Unsure what he’d do with the final product, Mr. Goddard worked slowly, chapter by chapter, on a book that consolidated his research, after moving to Plattsburg, New York with his wife and fellow professor, Monica Ciobanu.

“We decided to move up here after some soul searching, leaving New York and Southampton,” he said, and added with a laugh, “But nothing is over forever.”

Mr. Goddard finished the book in 2007, and, after some delays due to state budgetary cuts, SUNY Press released the nearly 400-page “Colonizing Southampton” in September, 2011.

“I think a lot of people in Southampton are interested in and proud of their own history,” he said. “So I think they will find things in the book that will be of interest to them and maybe some things they don’t like since I sort of draw the veil off of some of that history to show what I think it was really like.”

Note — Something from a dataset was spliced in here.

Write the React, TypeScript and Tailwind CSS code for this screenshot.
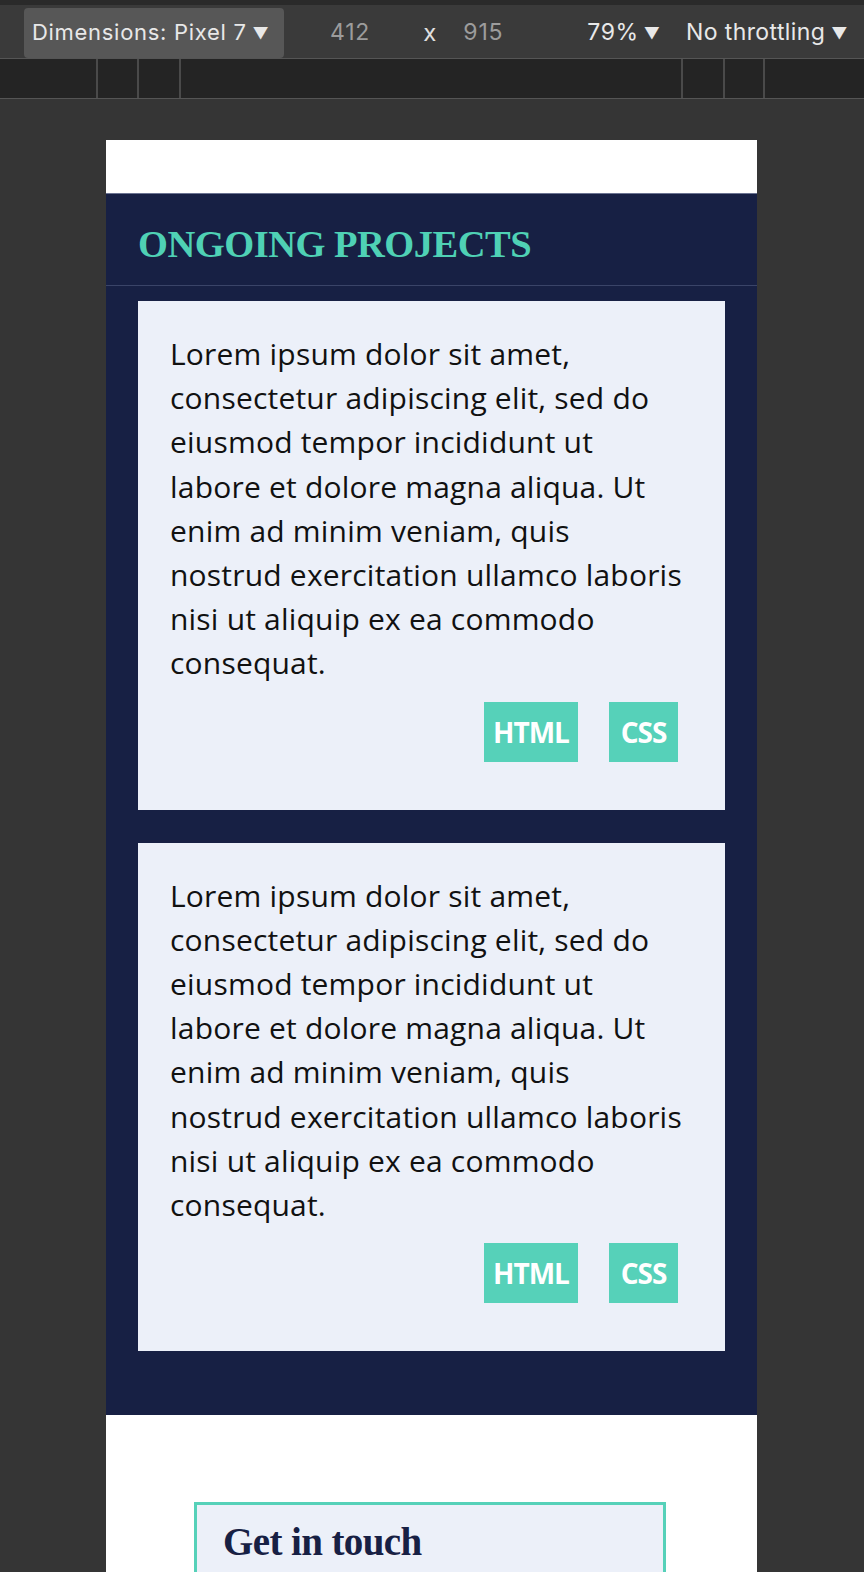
const BODY = [
  "Lorem ipsum dolor sit amet,",
  "consectetur adipiscing elit, sed do",
  "eiusmod tempor incididunt ut",
  "labore et dolore magna aliqua. Ut",
  "enim ad minim veniam, quis",
  "nostrud exercitation ullamco laboris",
  "nisi ut aliquip ex ea commodo",
  "consequat.",
];

function ProjectCard() {
  return (
    <div className="bg-[#ecf0f9] pl-[32px] pr-[32px] pt-[31px] pb-[48px]">
      <p className="font-['Open_Sans',sans-serif] text-[30px] leading-[44.2px] tracking-[0.2px] text-[#111111]">
        {BODY.map((line, i) => (
          <span key={i} className="block whitespace-nowrap">
            {line}
          </span>
        ))}
      </p>
      <div className="mt-[16px] flex justify-end gap-[31px] pr-[15px]">
        <span className="flex h-[60px] w-[94px] items-center justify-center bg-[#56d1b9] font-['Open_Sans',sans-serif] text-[28px] font-bold tracking-[-1px] text-white">
          HTML
        </span>
        <span className="flex h-[60px] w-[69px] items-center justify-center bg-[#56d1b9] font-['Open_Sans',sans-serif] text-[28px] font-bold tracking-[-1px] text-white">
          CSS
        </span>
      </div>
    </div>
  );
}

export default function App() {
  return (
    <div className="flex h-[1572px] w-[864px] flex-col overflow-hidden bg-[#353535] font-['Inter',sans-serif]">
      {/* devtools toolbar */}
      <div className="flex h-[59px] shrink-0 items-center border-t-[5px] border-b border-t-[#2a2a2a] border-b-[#555555] bg-[#3a3a3a] pl-[24px] pt-[2px]">
        <div className="flex h-[50px] w-[260px] items-center rounded-[4px] bg-[#575757] px-[8px] text-[22px] tracking-[0.7px] text-[#e8e8e8]">
          Dimensions: Pixel 7 <span className="ml-[6px] text-[16px]">▼</span>
        </div>
        <span className="ml-[46px] text-[23px] tracking-[0.8px] text-[#9c9c9c]">412</span>
        <span className="ml-[53px] text-[24px] text-[#e0e0e0]">x</span>
        <span className="ml-[27px] text-[23px] tracking-[0.8px] text-[#9c9c9c]">915</span>
        <span className="ml-[84px] text-[23px] tracking-[0.6px] text-[#e8e8e8]">79%</span>
        <span className="ml-[5px] text-[16px] text-[#e8e8e8]">▼</span>
        <span className="ml-[26px] text-[23px] tracking-[0.4px] text-[#e8e8e8]">No throttling</span>
        <span className="ml-[6px] text-[16px] text-[#e8e8e8]">▼</span>
      </div>

      {/* ruler strip */}
      <div className="flex h-[40px] shrink-0 border-b border-[#555555] bg-[#242424]">
        <div className="ml-[96px] w-[43px] border-x-[2px] border-[#4a4a4a]" />
        <div className="w-[42px] border-r-[2px] border-[#4a4a4a]" />
        <div className="ml-[500px] w-[44px] border-x-[2px] border-[#4a4a4a]" />
        <div className="w-[40px] border-r-[2px] border-[#4a4a4a]" />
      </div>

      {/* emulated page */}
      <div className="ml-[106px] mt-[41px] w-[651px] shrink-0 bg-white">
        <div className="h-[54px] border-b border-[#6b7391] bg-white" />

        <section className="bg-[#172044] pb-[64px]">
          <div className="flex h-[92px] items-center border-b border-[#3a4468] pl-[32px] pt-[10px]">
            <h2 className="font-['Liberation_Serif',serif] text-[38.5px] font-bold tracking-[-0.5px] text-[#4fd1b5]">
              ONGOING PROJECTS
            </h2>
          </div>
          <div className="mx-[32px] mt-[15px] flex flex-col gap-[33px]">
            <ProjectCard />
            <ProjectCard />
          </div>
        </section>

        <section className="h-[200px] bg-white pl-[88px] pt-[87px]">
          <div className="h-[120px] w-[472px] border-[3px] border-[#56d1b9] bg-[#ecf0f9] pl-[26px] pt-[8px]">
            <h3 className="font-['Liberation_Serif',serif] text-[39px] font-bold tracking-[-0.6px] text-[#172044]">
              Get in touch
            </h3>
          </div>
        </section>
      </div>
    </div>
  );
}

This spring, Mr. Goddard expects to make a return visit to Southampton Town Hall’s archives to research his next book, which will explore the period from 1640 to 1818 and take the same no-holds-barred approach as his most recent work. He said he hopes to complete it in three years.

“Historians, like myself, keep all of this in our heads, but it needs to be written down,” Mr. Edmonds said. “This is a great accomplishment, and we can’t wait to read what’s next.”